2day i feel so bad about three things.....

1) I so hate about the bitch who i had mentioned b4. 2day, early morning my fren sms me said tat bitch suddenly go sit beside him. Again tat bitch dun reserve place for me again. I feel so tension go coll especially on wed coz noon tat bitch wil pretend close wit me ask me go for lunch again.... 2day, i success to escape lunch wit her. But i had skipped class go ioi n watch movie wit frens.....

2) I feel so sorry to one of my best fren, coz 2day i shouted at him without reason. It is because, i so angry about tat bitch n he talk wit me. Although i said sorry to tat fren, but he seem til angry me. I really dun hav idea wat to do. I know is my fault mayb he wil not forgive me again. I lost a fren cause my mistakes. I so useless til can make someone close wit me angry me n dun wan fren wit me somemore.

3) My cousin called to my mum tis morning n talk something bad about me. Remember last blog i mentioned tat my cousin is my boss wife o not..... She talked i demand claim petrol n i dun going to implement the job which she asked me to do.... In fact, the truth is not like wat her talking about. Coz she dunno so detail about my job since i under her husband not her. I feel so shocked when my mum told me tis thing. The feeling jus like u nvr steal money but ppl said u stolen it.

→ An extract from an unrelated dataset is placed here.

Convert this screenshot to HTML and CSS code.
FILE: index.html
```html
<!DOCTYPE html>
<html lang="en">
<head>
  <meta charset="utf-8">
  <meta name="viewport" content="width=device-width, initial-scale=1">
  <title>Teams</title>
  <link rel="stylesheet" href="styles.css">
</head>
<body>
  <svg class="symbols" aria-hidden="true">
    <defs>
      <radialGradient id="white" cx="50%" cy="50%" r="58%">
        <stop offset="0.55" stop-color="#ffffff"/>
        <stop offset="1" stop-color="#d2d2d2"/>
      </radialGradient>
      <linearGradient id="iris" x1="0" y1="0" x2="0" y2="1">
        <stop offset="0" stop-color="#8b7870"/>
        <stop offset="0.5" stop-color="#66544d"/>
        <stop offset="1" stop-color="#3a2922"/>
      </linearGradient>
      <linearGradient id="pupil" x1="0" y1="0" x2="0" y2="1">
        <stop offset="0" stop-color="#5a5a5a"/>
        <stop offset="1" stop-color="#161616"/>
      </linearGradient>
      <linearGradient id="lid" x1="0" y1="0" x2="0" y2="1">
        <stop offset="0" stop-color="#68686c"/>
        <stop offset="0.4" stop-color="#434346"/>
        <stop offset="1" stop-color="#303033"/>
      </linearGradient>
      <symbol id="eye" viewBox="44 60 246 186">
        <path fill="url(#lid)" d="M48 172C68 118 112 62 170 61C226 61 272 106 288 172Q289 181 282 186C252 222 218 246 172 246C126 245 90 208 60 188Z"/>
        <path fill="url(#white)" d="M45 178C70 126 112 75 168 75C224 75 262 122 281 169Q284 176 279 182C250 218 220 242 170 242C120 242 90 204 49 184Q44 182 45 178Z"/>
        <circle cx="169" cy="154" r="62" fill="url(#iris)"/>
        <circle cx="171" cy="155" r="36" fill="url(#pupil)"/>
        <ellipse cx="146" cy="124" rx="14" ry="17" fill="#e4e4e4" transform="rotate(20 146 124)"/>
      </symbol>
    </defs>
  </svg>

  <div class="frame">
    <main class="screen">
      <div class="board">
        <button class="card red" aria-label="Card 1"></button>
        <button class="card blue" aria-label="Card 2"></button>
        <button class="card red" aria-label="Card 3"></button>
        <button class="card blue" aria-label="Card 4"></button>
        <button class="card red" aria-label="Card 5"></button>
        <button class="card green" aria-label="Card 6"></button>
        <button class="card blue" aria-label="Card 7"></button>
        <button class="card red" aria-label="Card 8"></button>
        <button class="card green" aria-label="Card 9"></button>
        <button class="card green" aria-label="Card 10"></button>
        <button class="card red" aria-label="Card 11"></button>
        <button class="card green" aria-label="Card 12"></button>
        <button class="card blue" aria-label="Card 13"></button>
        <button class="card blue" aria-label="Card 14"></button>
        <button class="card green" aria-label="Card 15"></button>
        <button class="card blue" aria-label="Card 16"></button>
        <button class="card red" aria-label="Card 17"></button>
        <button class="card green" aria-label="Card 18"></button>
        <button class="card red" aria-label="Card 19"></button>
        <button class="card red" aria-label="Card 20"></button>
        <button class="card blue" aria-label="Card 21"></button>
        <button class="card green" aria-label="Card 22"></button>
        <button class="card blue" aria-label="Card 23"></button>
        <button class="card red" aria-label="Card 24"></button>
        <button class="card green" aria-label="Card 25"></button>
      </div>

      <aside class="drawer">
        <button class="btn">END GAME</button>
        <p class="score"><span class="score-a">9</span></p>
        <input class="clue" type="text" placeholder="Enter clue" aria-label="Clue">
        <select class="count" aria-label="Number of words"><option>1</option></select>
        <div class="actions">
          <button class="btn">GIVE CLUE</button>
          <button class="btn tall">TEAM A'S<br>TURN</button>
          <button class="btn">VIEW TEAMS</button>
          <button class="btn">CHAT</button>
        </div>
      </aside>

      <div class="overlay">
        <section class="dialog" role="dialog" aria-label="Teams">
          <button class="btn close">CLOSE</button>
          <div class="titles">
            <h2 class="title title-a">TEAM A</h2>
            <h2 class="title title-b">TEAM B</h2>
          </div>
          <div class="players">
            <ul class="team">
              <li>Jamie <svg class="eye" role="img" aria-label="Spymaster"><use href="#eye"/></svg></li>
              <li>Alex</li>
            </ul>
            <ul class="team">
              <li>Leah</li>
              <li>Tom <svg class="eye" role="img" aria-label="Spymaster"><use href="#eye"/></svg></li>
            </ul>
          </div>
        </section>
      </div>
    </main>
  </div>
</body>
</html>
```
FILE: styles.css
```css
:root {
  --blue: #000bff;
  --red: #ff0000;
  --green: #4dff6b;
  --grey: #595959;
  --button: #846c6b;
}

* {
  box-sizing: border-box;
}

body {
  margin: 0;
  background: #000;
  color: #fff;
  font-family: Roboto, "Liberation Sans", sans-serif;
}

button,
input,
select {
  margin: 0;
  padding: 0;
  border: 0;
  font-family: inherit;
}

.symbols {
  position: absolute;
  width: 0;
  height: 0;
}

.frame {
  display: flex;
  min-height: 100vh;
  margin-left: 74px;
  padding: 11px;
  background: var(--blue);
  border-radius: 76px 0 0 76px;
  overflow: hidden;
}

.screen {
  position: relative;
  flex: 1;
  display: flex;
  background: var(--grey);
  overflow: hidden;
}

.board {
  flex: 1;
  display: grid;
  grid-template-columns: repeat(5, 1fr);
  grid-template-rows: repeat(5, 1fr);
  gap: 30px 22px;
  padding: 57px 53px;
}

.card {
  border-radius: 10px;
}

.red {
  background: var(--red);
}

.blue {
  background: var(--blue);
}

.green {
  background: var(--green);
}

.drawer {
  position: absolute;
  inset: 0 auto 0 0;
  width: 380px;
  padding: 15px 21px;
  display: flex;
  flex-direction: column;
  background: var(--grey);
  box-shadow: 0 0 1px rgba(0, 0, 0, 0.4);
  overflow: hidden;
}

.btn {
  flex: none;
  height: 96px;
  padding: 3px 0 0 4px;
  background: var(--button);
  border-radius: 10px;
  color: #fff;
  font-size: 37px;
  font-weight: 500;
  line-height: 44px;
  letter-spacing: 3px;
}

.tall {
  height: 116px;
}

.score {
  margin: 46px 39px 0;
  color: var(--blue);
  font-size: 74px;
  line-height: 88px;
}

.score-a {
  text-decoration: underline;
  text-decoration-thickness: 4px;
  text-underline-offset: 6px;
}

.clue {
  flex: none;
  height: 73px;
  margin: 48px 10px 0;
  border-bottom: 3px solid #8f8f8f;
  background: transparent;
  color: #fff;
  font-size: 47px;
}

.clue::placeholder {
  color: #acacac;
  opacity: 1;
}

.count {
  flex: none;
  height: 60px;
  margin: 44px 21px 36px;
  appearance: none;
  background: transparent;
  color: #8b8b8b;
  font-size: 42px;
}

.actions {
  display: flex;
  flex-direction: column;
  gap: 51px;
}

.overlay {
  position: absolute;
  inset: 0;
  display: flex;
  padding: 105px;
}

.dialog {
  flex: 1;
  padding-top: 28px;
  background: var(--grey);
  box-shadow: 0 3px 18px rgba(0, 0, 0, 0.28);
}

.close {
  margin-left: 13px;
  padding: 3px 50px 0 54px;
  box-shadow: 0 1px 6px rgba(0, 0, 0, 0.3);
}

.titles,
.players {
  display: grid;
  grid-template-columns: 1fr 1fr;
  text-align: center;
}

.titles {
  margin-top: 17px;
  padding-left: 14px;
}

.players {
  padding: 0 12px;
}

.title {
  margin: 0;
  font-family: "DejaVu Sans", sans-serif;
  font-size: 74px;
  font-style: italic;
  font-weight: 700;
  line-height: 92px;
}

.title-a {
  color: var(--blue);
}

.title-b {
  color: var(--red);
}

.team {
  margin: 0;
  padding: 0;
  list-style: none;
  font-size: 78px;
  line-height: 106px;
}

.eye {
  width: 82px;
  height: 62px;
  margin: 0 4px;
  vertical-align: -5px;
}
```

N i cry in front of my mum...... Coz so many bad thing happened 2day n i really cant afford to face it..... i feel really depress now..... mayb i need to c doctor soon.....
My boss called me once i arrived home after class, he sounds like dunno wat thing my cousin talk to my mum n feel so shock when he discuss wit me, i cry again.... he like try to comfort me..... but i really feel my cousin make a small issue become big issue......

I totally disappointed to my life, to wat i living now, to wat position am i right now......
I lost a best fren n my cousin relationship become worse by now.....
Many thing really cant b go back again.....
Nor matter how u try, how u explain oso useless.....
I really lost the direction in my life but dun one wil share my feeling right now......

Tuesday, September 25, 2007

Bye Bye

Tis is the second time, me n my bf wil going not contact for more than 1day...... The first time is when i went to national service last time. Tis time is the second time coz my bf need to go to Indonesia work for 3days....

I dunno how 2 survive tis few days..... coz everyday i need share my problem wit him n ask him give me opinion coz me quite stupid dunno how to make decision most of the time. Now he wil leave me 3days, mean wat thing gonna to happen tis 3days sure wil blank to me..... no ppl sharing....no opinion..... haiz....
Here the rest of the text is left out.